SPECIAL SERIES : The Underground Issue
Shady San Francisco
Places in the Bay Area with not-so pristine pasts
 

Behind the grand facades of several buildings in the Bay Area lie shady little secrets that few know about. These locales once hid a past that has now been revealed...


- Maiden Lane, San Francisco:

The incredibly thin, rich women who rush in and out of posh Maiden Lane boutiques, such as Chanel and Yves St. Laurent, are most likely unaware that in this same place stood seedy, dirty brothels where women sold their bodies instead of designer clothes.
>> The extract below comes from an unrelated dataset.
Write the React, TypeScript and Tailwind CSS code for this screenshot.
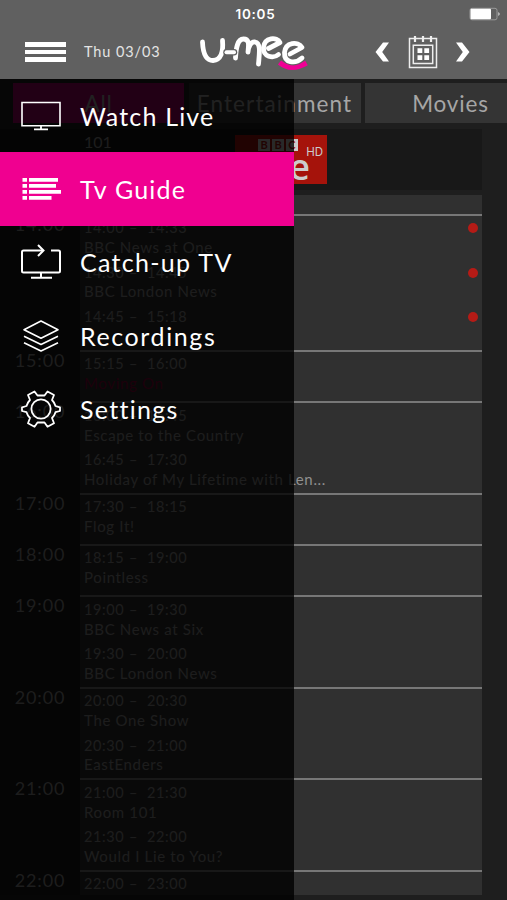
import type { ReactNode } from 'react';

interface Programme {
  start: string;
  end: string;
  title: string;
  catchUp?: boolean;
  active?: boolean;
}

interface Slot {
  hour: string;
  height: string;
  programmes: Programme[];
}

interface MenuItem {
  label: string;
  icon: ReactNode;
  tracking: string;
  active?: boolean;
}

const slots: Slot[] = [
  {
    hour: '14:00',
    height: 'h-[136px]',
    programmes: [
      { start: '14:00', end: '14:33', title: 'BBC News at One', catchUp: true },
      { start: '14:30', end: '14:45', title: 'BBC London News', catchUp: true },
      { start: '14:45', end: '15:18', title: '', catchUp: true },
    ],
  },
  {
    hour: '15:00',
    height: 'h-[51.5px]',
    programmes: [
      { start: '15:15', end: '16:00', title: 'Moving On', active: true },
    ],
  },
  {
    hour: '16:00',
    height: 'h-[91.5px]',
    programmes: [
      { start: '16:00', end: '16:45', title: 'Escape to the Country' },
      {
        start: '16:45',
        end: '17:30',
        title: 'Holiday of My Lifetime with Len...',
      },
    ],
  },
  {
    hour: '17:00',
    height: 'h-[51px]',
    programmes: [{ start: '17:30', end: '18:15', title: 'Flog It!' }],
  },
  {
    hour: '18:00',
    height: 'h-[51.5px]',
    programmes: [{ start: '18:15', end: '19:00', title: 'Pointless' }],
  },
  {
    hour: '19:00',
    height: 'h-[91.5px]',
    programmes: [
      { start: '19:00', end: '19:30', title: 'BBC News at Six' },
      { start: '19:30', end: '20:00', title: 'BBC London News' },
    ],
  },
  {
    hour: '20:00',
    height: 'h-[91.5px]',
    programmes: [
      { start: '20:00', end: '20:30', title: 'The One Show' },
      { start: '20:30', end: '21:00', title: 'EastEnders' },
    ],
  },
  {
    hour: '21:00',
    height: 'h-[91.5px]',
    programmes: [
      { start: '21:00', end: '21:30', title: 'Room 101' },
      { start: '21:30', end: '22:00', title: 'Would I Lie to You?' },
    ],
  },
  {
    hour: '22:00',
    height: 'h-[25.5px]',
    programmes: [{ start: '22:00', end: '23:00', title: '' }],
  },
];

function MonitorIcon() {
  return (
    <svg width="40" height="30" viewBox="0 0 40 30" fill="none" stroke="white">
      <path d="M1 1.5h38v23.2H1z" strokeWidth="1.6" />
      <path d="M20 25v3M13 28.3h14" strokeWidth="1.8" />
    </svg>
  );
}

function GuideIcon() {
  return (
    <svg width="40" height="24" viewBox="0 0 40 24" fill="white">
      <path d="M1.5 1H6v3.7H1.500zM8 1h29v3.700H8zM1.500 7H6v3.700H1.500zM8 7h27v3.700H8zM1.500 13H6v3.700H1.500zM8 13h32v3.700H8zM1.500 19H6v3.700H1.500zM8 19h22.500v3.700H8z" />
    </svg>
  );
}

function CatchUpIcon() {
  return (
    <svg width="40" height="36" viewBox="0 0 40 36" fill="none" stroke="white">
      <path
        d="M30 6.500h7.500q1.500 0 1.500 1.500v19q0 1.500-1.500 1.500h-35Q1 28.500 1 27V8q0-1.500 1.500-1.500H22"
        strokeWidth="2"
      />
      <path d="M17 1l5.500 5.500-5.500 5.500M20 29v4M10 33.700h21" strokeWidth="2" />
    </svg>
  );
}

function StackIcon() {
  return (
    <svg
      width="40"
      height="32"
      viewBox="0 0 40 32"
      fill="none"
      stroke="white"
      strokeWidth="1.6"
      strokeLinejoin="round"
    >
      <path d="M20 1l17 8.700-17 8.600-17-8.600z" />
      <path d="M3 16.200l17 8.300 17-8.300" />
      <path d="M3 22.700l17 8.300 17-8.300" />
    </svg>
  );
}

function GearIcon() {
  return (
    <svg
      width="40"
      height="40"
      viewBox="0 0 40 40"
      fill="none"
      stroke="white"
      strokeWidth="1.8"
      strokeLinejoin="round"
    >
      <circle cx="20" cy="20" r="9.6" />
      <path d="M16.500 6.500h7L26.500 2.500 33 6 31 11Q33.500 13.500 34.500 17L39 18.300V22L34.500 23.200Q33.500 26.500 31 29L33 34.200 26.500 37.700 23.500 33.500H16.500L13.500 37.700 7 34.200 9 29Q6.500 26.500 5.500 23.200L1 22V18.300L5.500 17Q6.500 13.500 9 11L7 6 13.500 2.500z" />
    </svg>
  );
}

function CalendarIcon() {
  return (
    <svg width="30" height="34" viewBox="0 0 30 34" fill="none" stroke="#eee">
      <path d="M1.5 3.5h27v29h-27z" strokeWidth="1.5" />
      <path d="M5.3 10.3h19.400v18.300H5.300z" strokeWidth="1.5" />
      <path d="M7 1v6M15 1v6M23 1v6" strokeWidth="2.2" />
      <path
        d="M9.500 13.200h4.800v4.800H9.500zM16.300 13.200h4.800v4.800h-4.800zM9.500 20.200h4.800v4.800H9.500zM16.300 20.200h4.800v4.800h-4.800z"
        fill="white"
        stroke="none"
      />
    </svg>
  );
}

function Logo() {
  return (
    <svg
      width="112"
      height="40"
      viewBox="0 0 112 40"
      fill="none"
      stroke="white"
      strokeWidth="4.8"
      strokeLinecap="round"
      strokeLinejoin="round"
    >
      <path d="M83.500 30.500Q95 40 110.500 31" stroke="#f00095" strokeWidth="5" strokeLinecap="butt" />
      <path d="M6.500 10C7 22 10 28.500 17 28.500C25 28 27.500 20 26.500 8.500" />
      <path d="M39.500 26C40 17 41 7 47.500 7C54 7 52.500 14 52 20C52.500 14 55 9.500 59 10C65 11 63.500 21 62.500 32" />
      <path d="M30.500 20.300h7.500" stroke="#606060" strokeWidth="6.5" />
      <path d="M30.500 20.300h7.500" strokeWidth="4" />
      <path d="M72.500 16.500L84 10.500C81 4.500 68.500 5 67.500 15.500C67 25 77 27 82.500 22.500" />
      <path
        d="M94 22L106 15.500C102 9 89.500 10 88.500 20.500C88 31 99 32.500 106 26"
        stroke="#606060"
        strokeWidth="7"
      />
      <path d="M94 22L106 15.500C102 9 89.500 10 88.500 20.500C88 31 99 32.500 106 26" />
    </svg>
  );
}

const menuItems: MenuItem[] = [
  { label: 'Watch Live', icon: <MonitorIcon />, tracking: 'tracking-[1.2px]' },
  {
    label: 'Tv Guide',
    icon: <GuideIcon />,
    tracking: 'tracking-[1.2px]',
    active: true,
  },
  { label: 'Catch-up TV', icon: <CatchUpIcon />, tracking: 'tracking-[1.3px]' },
  { label: 'Recordings', icon: <StackIcon />, tracking: 'tracking-[1.6px]' },
  { label: 'Settings', icon: <GearIcon />, tracking: 'tracking-[1.3px]' },
];

function Header() {
  return (
    <header className="h-[79px] bg-[#606060] text-white">
      <div className="grid h-7 grid-cols-3 items-center">
        <span />
        <span className="pl-1 text-center font-['Inter'] text-[13.5px] font-semibold tracking-[0.7px]">
          10:05
        </span>
        <svg className="ml-auto mr-1.5" width="32" height="14" viewBox="0 0 32 14">
          <rect x="1" y="1.3" width="27" height="11.5" rx="2" fill="none" stroke="#999" />
          <rect x="1.5" y="1.8" width="20.5" height="10.5" rx="1" fill="white" />
          <path d="M29.5 5v4q2-2 0-4" fill="white" />
        </svg>
      </div>
      <div className="flex h-[48px] items-center">
        <button
          type="button"
          aria-label="Menu"
          className="ml-[25px] flex w-[41px] flex-col gap-[3px]"
        >
          <span className="h-[4.5px] bg-white" />
          <span className="h-[4.5px] bg-white" />
          <span className="h-[4.5px] bg-white" />
        </button>
        <span className="ml-[18px] w-[112px] whitespace-nowrap text-[14.5px] tracking-[0.9px] text-[#e4e4e4]">
          Thu 03/03
        </span>
        <Logo />
        <svg className="ml-[67px]" width="14" height="20" viewBox="0 0 14 20">
          <path d="M.5 10L8 .5h6L7.200 10l6.800 9.500H8z" fill="white" />
        </svg>
        <span className="ml-[19px]">
          <CalendarIcon />
        </span>
        <svg className="ml-[18px]" width="14" height="20" viewBox="0 0 14 20">
          <path d="M13.500 10L6 .5H0L6.800 10 0 19.500h6z" fill="white" />
        </svg>
      </div>
    </header>
  );
}

function ProgrammeRow({ programme }: { programme: Programme }) {
  return (
    <div className="h-[44.3px] pl-1">
      <div className="flex h-[19.5px] items-center pr-1 text-[14.5px] tracking-[0.6px]">
        <span className="w-[45px]">{programme.start}</span>
        <span className="w-[18px]">–</span>
        <span>{programme.end}</span>
        {programme.catchUp && (
          <span className="ml-auto size-[10px] rounded-full bg-[#b51b16]" />
        )}
      </div>
      <div
        className={`h-[19px] whitespace-nowrap text-[15px] leading-[19px] tracking-[0.65px] ${
          programme.active ? 'text-[#8a0038]' : ''
        }`}
      >
        {programme.title}
      </div>
    </div>
  );
}

function ChannelLogo() {
  return (
    <div className="relative h-[49px] w-[92px] bg-[#a5130b] text-[#ccc]">
      <div className="flex gap-[2px] pl-[23px] pt-[4px]">
        {['B', 'B', 'C'].map((letter, i) => (
          <span
            key={i}
            className="h-[12px] w-[12px] bg-[#ccc] text-center text-[11px] font-bold leading-[12px] text-[#a5130b]"
          >
            {letter}
          </span>
        ))}
      </div>
      <div className="pr-[17px] text-right font-['Open_Sans'] text-[36px] font-semibold leading-[31px]">
        one
      </div>
      <span className="absolute right-[4px] top-[11px] font-['Inter'] text-[11.5px] leading-[13px]">
        HD
      </span>
    </div>
  );
}

function Guide() {
  return (
    <div className="h-[821px] overflow-hidden bg-[#1e1e1e] pt-[3.5px] text-[#909090]">
      <div className="flex h-[40.5px] gap-[4.5px] overflow-hidden pl-[13px] text-[22.5px] leading-[41px] tracking-[0.8px] text-[#a6a6a6]">
        <span className="w-[171px] shrink-0 bg-[#aa006c] text-center">All</span>
        <span className="w-[172px] shrink-0 bg-[#343434] text-center tracking-[1.1px]">
          Entertainment
        </span>
        <span className="w-[171px] shrink-0 bg-[#343434] text-center">Movies</span>
      </div>
      <div className="mt-[6px] flex h-[61px] w-[482px] bg-[#181818] pl-[84px] pt-[6px]">
        <span className="w-[151px] text-[16px] leading-[14px]">101</span>
        <ChannelLogo />
      </div>
      <div className="mt-[5px] flex h-[18.500px]">
        <div className="w-[80px] bg-[#191919]" />
        <div className="w-[402px] bg-[#303030]" />
      </div>
      {slots.map(slot => (
        <div key={slot.hour} className={`flex ${slot.height}`}>
          <div className="w-[80px] bg-[#191919] text-center text-[18px] leading-[21px] tracking-[0.8px]">
            {slot.hour}
          </div>
          <div className="w-[402px] overflow-hidden border-t-2 border-[#777] bg-[#303030] pt-[3px]">
            {slot.programmes.map(programme => (
              <ProgrammeRow key={programme.start} programme={programme} />
            ))}
          </div>
        </div>
      ))}
    </div>
  );
}

function Drawer() {
  return (
    <nav className="absolute left-0 top-[79px] h-[821px] w-[294px] bg-black/80 text-white">
      {menuItems.map(item => (
        <div
          key={item.label}
          className={`flex h-[73.3px] items-center pl-[21px] ${
            item.active ? 'bg-[#f00090]' : ''
          }`}
        >
          <span className="w-[59px]">{item.icon}</span>
          <span className={`whitespace-nowrap pt-0.5 text-[25px] ${item.tracking}`}>
            {item.label}
          </span>
        </div>
      ))}
    </nav>
  );
}

export default function App() {
  return (
    <div className="relative h-[900px] w-[507px] overflow-hidden bg-black font-['Lato',sans-serif]">
      <Header />
      <Guide />
      <Drawer />
    </div>
  );
}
The narrow alley in Union Square was once called Morton Street and, according to Fodors, the travel guide company, reported “at least one least one murder a week during the late 19th century.”
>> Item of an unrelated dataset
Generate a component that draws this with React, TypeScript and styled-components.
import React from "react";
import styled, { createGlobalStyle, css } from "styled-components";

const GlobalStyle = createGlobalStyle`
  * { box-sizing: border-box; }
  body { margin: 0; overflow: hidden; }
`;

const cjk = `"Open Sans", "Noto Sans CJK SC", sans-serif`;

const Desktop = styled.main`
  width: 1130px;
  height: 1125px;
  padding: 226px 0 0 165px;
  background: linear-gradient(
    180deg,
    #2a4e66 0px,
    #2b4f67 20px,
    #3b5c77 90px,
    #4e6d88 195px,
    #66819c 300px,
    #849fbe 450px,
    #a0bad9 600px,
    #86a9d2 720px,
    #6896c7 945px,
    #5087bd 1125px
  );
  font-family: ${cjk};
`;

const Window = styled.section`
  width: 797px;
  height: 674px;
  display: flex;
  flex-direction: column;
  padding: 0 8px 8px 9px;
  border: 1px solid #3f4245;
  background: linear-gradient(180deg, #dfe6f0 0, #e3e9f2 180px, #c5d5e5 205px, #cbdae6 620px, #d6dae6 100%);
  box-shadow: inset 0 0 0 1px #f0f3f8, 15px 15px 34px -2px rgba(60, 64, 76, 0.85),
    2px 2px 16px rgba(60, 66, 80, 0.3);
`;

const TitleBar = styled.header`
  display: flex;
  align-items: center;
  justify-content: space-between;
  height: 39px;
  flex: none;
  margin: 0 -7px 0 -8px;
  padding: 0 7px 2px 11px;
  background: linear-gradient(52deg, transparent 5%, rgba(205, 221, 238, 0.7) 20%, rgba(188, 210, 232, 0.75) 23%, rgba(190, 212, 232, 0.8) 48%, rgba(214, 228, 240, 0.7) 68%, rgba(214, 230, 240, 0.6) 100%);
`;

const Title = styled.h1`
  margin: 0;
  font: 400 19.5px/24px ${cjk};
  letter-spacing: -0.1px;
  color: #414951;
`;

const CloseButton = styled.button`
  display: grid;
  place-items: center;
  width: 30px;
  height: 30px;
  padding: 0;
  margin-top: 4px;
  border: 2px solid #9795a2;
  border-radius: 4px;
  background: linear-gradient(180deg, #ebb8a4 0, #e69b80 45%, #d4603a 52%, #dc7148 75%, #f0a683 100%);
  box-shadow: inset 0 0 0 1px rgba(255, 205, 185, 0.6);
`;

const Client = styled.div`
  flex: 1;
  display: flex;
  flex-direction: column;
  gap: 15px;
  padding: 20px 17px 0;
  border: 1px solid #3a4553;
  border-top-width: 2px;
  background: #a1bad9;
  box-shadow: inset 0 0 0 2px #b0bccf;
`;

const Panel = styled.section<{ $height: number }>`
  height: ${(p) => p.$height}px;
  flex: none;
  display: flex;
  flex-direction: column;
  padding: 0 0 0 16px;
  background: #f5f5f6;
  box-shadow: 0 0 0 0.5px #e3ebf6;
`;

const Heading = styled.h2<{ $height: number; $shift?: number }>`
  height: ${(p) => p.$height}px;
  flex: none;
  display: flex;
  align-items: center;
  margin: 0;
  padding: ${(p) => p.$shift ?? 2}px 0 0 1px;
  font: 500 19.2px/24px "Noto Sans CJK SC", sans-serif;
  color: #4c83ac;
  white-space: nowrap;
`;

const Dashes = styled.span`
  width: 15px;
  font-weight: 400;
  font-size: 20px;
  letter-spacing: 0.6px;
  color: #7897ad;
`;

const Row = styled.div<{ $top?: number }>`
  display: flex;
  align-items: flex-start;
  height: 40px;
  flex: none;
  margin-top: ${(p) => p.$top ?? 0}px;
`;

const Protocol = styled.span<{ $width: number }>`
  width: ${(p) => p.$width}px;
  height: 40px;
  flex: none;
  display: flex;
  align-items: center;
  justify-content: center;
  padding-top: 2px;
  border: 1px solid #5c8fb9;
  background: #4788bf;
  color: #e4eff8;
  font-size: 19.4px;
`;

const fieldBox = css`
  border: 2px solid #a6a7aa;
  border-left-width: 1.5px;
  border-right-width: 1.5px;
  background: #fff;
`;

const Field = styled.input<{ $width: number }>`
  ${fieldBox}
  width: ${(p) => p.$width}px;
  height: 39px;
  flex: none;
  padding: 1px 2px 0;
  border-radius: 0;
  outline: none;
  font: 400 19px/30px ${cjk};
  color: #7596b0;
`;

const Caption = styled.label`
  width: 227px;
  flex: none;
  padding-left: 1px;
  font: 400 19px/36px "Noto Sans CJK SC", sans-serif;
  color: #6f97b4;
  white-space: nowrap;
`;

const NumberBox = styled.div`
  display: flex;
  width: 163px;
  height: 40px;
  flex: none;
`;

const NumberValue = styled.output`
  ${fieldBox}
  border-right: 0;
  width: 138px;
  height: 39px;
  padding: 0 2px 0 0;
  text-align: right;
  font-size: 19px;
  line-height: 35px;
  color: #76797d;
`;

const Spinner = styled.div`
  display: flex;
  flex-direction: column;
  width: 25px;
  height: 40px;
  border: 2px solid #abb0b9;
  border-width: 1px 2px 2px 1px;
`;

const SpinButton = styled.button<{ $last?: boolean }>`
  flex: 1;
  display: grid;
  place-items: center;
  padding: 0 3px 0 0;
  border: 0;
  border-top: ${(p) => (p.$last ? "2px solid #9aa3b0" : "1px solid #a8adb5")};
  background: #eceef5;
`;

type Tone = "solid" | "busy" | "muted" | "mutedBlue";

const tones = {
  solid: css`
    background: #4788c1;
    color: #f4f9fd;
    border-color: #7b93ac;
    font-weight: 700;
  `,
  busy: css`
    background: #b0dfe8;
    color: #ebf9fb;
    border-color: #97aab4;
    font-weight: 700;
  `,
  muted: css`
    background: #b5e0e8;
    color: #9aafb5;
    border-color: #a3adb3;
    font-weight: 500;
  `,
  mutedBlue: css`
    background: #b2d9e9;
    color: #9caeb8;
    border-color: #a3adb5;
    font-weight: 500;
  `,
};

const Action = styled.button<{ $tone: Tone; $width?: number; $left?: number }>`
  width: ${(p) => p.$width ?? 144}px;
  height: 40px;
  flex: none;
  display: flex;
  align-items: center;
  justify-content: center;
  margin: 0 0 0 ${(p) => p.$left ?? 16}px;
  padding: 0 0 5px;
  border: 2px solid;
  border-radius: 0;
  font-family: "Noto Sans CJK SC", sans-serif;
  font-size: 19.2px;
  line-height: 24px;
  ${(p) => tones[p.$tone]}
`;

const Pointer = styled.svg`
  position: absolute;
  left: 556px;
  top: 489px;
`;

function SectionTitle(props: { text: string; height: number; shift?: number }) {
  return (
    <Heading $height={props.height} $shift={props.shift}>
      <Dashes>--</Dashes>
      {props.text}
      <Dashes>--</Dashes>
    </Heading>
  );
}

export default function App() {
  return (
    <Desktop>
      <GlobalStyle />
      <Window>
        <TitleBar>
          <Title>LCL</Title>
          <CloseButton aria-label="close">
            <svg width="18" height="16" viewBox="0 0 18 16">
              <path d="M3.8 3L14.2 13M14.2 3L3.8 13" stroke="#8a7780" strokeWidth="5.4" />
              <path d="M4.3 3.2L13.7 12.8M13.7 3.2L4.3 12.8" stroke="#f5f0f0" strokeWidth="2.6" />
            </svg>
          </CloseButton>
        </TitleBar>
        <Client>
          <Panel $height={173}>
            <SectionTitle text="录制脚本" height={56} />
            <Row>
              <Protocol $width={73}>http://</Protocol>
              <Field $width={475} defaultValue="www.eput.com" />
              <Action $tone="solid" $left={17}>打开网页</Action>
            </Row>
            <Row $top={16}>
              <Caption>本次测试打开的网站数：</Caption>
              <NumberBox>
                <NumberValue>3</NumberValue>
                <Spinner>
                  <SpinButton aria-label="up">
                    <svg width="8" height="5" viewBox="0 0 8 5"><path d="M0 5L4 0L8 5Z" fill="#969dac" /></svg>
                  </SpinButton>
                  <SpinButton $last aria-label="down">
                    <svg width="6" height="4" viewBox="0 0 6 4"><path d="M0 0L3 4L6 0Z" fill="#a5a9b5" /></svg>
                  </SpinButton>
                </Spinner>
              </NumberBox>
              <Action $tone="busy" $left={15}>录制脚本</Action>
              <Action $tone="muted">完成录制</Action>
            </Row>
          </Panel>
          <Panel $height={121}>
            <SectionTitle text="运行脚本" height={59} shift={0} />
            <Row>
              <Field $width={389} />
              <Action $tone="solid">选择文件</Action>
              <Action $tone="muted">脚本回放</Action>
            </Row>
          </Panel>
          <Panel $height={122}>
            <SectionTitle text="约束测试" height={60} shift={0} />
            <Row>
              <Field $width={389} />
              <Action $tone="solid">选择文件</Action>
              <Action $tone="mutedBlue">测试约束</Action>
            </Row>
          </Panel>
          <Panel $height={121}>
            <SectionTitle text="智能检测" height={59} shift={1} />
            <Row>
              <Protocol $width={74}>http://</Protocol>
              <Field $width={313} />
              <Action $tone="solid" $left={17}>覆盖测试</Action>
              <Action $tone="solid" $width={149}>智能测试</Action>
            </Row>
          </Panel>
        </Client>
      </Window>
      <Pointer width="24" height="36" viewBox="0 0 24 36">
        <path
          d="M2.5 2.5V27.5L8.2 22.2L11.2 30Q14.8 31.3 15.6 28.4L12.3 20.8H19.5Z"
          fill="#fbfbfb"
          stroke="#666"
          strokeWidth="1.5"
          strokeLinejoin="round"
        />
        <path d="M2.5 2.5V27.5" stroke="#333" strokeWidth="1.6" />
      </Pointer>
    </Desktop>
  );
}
- Condor Sports Bar, 300 Columbus Ave.,
San Francisco:

The Condor is where waitress-turned-dancer-turned-actress and boutique owner Carol Doda danced in a topless bikini, exposing her breasts in 1964. The exposure caused San Francisco to become the birthplace of topless dancing, then illegal in many parts of the country. It was also here that a man was killed in the early 1980s when he and another Condor worker had sex atop a piano. Unluckily for them, the piano happened to be connected to a hydraulic system, which was accidentally set off, raising the piano and pinning them both against the ceiling. The man was crushed to death, and the terrified girl was stuck under him for hours before being discovered.


- The Shops at Tanforan, 1150 El Camino Real,
San Bruno:

Newly remodeled and bustling with business, Tanforan in San Bruno was once a temporary internment camp. During World War II, Tanforan Race Track was used as an alien assembly center in 1942 for the thousands of Japanese-Americans that were evacuated from their homes in the San Francisco area. Here, people were forced to live in the tiny horse stalls until being forced to move once again to other camps.


- Former Hollywood Video, 1450 Noriega St.,
San Francisco:

Many San Francisco residents would be shocked to learn that the Hollywood Video store on Noriega Street, now a vacant building, was once the Hibernia Bank that heiress Patty Hearst robbed in 1974. Hearst, daughter of millionaire publisher William Randolph Hearst, had been kidnapped from her home in Berkeley by members of the Symbionese Liberation Army and was held captive for two months before the robbery. Hearst claimed to have been brainwashed and changed her name to Tania. She also partook in the criminal activities of her captors, including this hold-up.